● **STATED PROBLEM**: Extract all lines that hold the string "this".
* BEGIN STORED RECORDS *
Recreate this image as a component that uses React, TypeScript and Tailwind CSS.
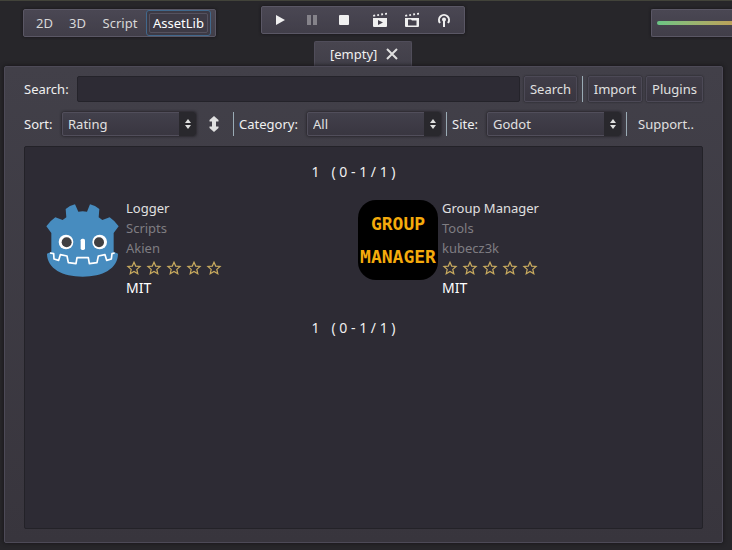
* END STORED RECORDS *
* BEGIN STORED RECORDS *
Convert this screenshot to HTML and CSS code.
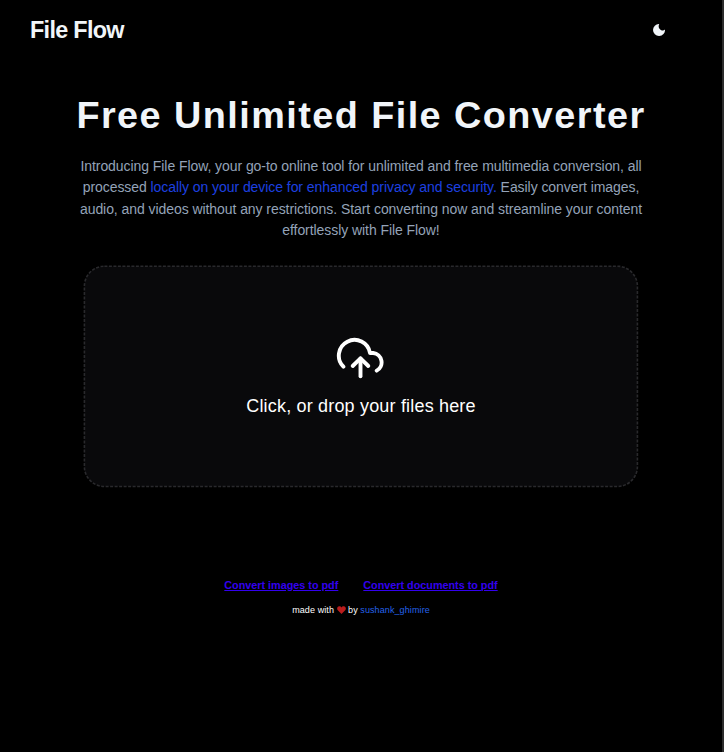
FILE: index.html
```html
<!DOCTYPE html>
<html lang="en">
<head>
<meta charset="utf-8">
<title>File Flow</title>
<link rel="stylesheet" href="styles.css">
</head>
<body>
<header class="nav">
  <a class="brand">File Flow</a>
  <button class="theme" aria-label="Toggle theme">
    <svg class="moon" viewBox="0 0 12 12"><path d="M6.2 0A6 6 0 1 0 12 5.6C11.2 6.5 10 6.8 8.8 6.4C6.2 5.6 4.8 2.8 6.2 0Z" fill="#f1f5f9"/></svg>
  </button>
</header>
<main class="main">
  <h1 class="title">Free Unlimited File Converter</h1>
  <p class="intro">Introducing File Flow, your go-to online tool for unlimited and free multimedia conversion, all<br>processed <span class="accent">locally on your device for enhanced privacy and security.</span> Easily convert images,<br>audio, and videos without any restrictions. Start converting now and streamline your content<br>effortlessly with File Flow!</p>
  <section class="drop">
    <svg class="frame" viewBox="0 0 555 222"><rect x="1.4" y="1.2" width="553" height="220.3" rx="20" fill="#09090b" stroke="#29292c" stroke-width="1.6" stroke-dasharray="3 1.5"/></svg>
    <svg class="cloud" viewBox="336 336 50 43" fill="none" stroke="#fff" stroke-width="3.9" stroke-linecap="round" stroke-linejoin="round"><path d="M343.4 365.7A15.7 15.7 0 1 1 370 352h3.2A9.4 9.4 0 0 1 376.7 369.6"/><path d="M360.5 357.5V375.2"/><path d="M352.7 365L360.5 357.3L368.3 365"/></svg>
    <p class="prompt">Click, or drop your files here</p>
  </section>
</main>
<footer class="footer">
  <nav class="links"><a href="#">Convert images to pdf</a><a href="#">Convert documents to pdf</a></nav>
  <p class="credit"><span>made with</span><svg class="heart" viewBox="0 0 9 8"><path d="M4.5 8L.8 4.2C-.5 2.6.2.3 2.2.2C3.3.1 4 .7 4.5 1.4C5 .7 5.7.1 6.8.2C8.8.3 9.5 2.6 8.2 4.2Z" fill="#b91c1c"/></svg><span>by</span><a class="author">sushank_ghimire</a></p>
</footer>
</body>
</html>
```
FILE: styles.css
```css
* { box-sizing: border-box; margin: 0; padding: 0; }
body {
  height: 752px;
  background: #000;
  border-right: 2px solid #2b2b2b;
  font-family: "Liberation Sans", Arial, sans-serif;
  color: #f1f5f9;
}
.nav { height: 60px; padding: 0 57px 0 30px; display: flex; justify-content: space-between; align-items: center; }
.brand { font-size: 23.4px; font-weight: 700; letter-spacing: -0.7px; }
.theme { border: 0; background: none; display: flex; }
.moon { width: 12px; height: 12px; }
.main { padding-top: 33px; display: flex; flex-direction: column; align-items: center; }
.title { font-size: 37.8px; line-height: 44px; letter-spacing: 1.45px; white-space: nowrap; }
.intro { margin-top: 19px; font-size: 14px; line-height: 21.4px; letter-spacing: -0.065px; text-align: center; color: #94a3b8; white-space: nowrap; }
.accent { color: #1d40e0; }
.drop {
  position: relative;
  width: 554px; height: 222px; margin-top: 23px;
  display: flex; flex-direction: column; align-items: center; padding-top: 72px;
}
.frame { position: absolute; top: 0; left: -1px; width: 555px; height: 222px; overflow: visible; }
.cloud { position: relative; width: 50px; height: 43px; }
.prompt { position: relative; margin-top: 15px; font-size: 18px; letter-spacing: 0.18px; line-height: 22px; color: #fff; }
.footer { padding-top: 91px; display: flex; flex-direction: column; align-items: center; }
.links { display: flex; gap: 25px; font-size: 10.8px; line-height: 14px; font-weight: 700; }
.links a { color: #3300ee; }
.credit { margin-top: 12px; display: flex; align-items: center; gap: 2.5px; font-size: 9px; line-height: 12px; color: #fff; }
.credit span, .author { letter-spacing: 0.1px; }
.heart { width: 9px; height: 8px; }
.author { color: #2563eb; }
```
* END STORED RECORDS *
● **EXPECTED ANSWER**:
Recreate this image as a component that uses React, TypeScript and Tailwind CSS.
Convert this screenshot to HTML and CSS code.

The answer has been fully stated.